In college, that something was politics. At his first job, at Imperial Chemical Industries, he mastered the ins and outs of total quality management. (He persuaded the industrial giant to craft a new position for him called head of TQM in North America.) Later, when he worked at Deloitte, reengineering was his hook. Today it's on-line games and "how the new medium will impact society and corporations."

What sets Ferrazzi apart from everybody else is the relentlessness he brings to learning and packaging and selling these hooks. YaYa's board knew that that characteristic would prove vital for a company whose market and product were totally untested. The on-line-games industry has always been driven by hits, by competing in a race for the latest, greatest diversion. But Ferrazzi began to trumpet the industry as the next powerful communications medium, an untapped $20-billion marketing vehicle perfect for product placements, branded gaming events, custom games-related training for businesses, and on and on. It wasn't long before he was not only attending games conferences but speaking at them, "which is always preferable," he says.

Once the pitch is perfected, getting attention is never a problem. Journalists are powerful (the right exposure can make a company), needy (they're always looking for a story), and relatively unknown (few have achieved enough celebrity to make them inaccessible). It's a combination that Ferrazzi has learned to exploit. He knows people in top positions at almost every major business magazine in the country. Which is why it's little surprise that in less than a year after Ferrazzi took over YaYa, with barely a shred of revenue to its name, the company -- and, more important, the content -- appeared in places like Forbes, the Wall Street Journal, CNN, Brand Week, and the New York Times.

Fame sells. An executive at Honda motors spotted the article in Brand Week, and YaYa had its first big account; it would create for Honda a multiplayer on-line racing game to help sell the new Acura.

Rule 6: Manage the gatekeeper. Artfully.
Last summer Ferrazzi met Jane Pemberton, a former Disney executive, while flying first-class, as always. "That's where the decision makers sit," says Ferrazzi. (See "Where to Meet the Power Elite," at right, for Ferrazzi's recommendations regarding the most fertile venues for top-shelf networking.) Pemberton suggested that Ferrazzi might like to get to know Michael Johnson, president of Walt Disney International.

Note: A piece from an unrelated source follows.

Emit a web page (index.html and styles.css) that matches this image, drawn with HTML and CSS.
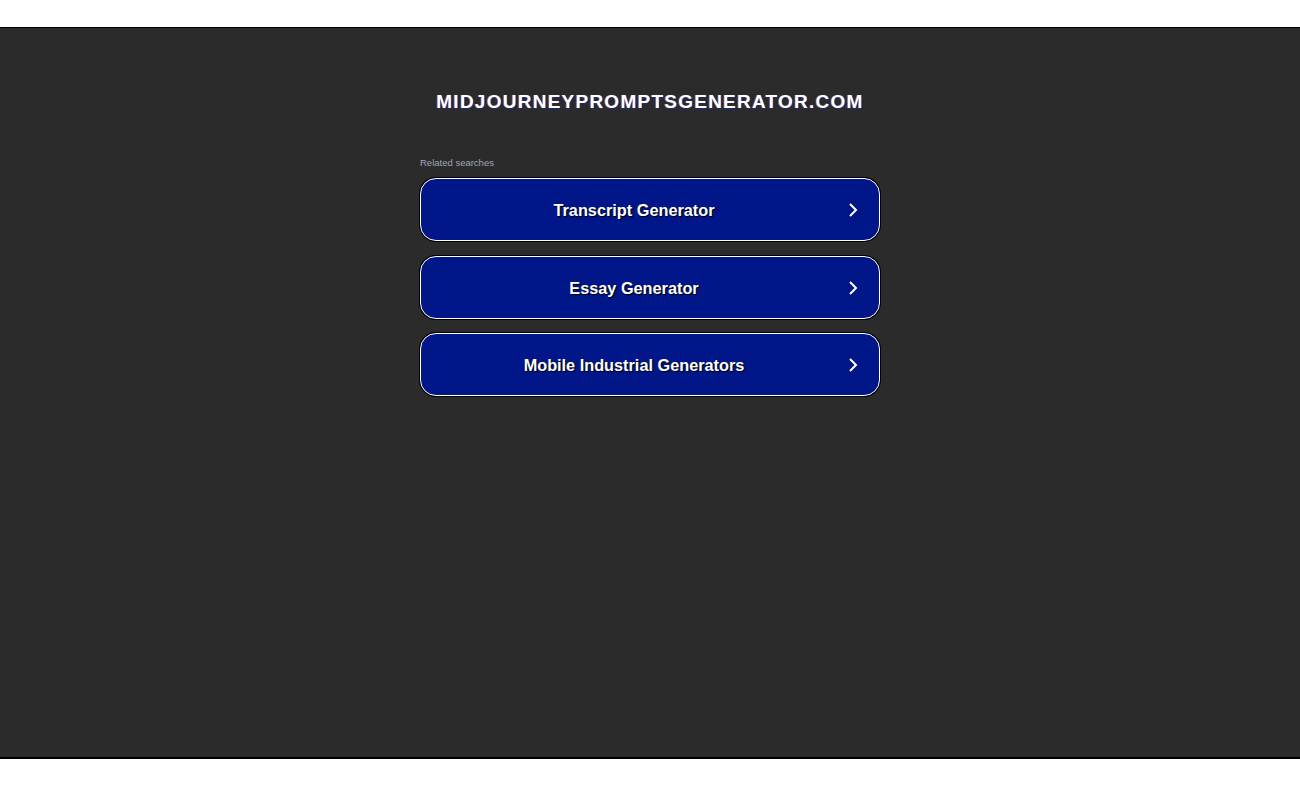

There wasn't anything obvious that Johnson could do for Ferrazzi or YaYa. There rarely is when Ferrazzi reaches out. But it couldn't hurt for Ferrazzi to know him, and who could say whether Disney would someday become a potential suitor? The only problem was getting through Johnson's gatekeepers; that's often the only problem -- but not for Ferrazzi. "When you don't know someone, the first concept is getting past the secretary," he says. "So Johnson's secretary says, 'I'm sorry, Mr. Johnson is traveling, he's traveling all month.' And I say, 'That's OK. Why don't you tell him a friend of Jane Pemberton's called? Tell him to call me back if he has some time.' I didn't push. The first call you don't push, because the admin doesn't know you, and you never want to get the admin pissed off at you; they're the gateway.

"Second call is almost the same thing: 'Hi, this is Keith Ferrazzi. I'm just calling back because I haven't heard from him,' as if the presumption is that I would have. It's totally innocuous, no obligation. On the third call, she's getting a little pissed. 'Listen,' she says with a little strike in her voice, 'Mr. Johnson is very busy. I don't know who you are....' I counter: 'I'm just a personal friend of a friend, I just moved into the city, Jane suggested that I should meet Michael, and I don't even know why, besides Jane being a good friend of Michael's. Maybe it's all wrong, maybe we shouldn't meet. I apologize.' That puts her on the defensive. Now she thinks that she's been a dick to a personal friend of a friend of her boss. She backs off, and I make a proposition: 'Why don't I just send Michael an E-mail? What's his E-mail address?' And at this point she thinks, 'I want to be out of the middle of this thing.' She gives me the E-mail address.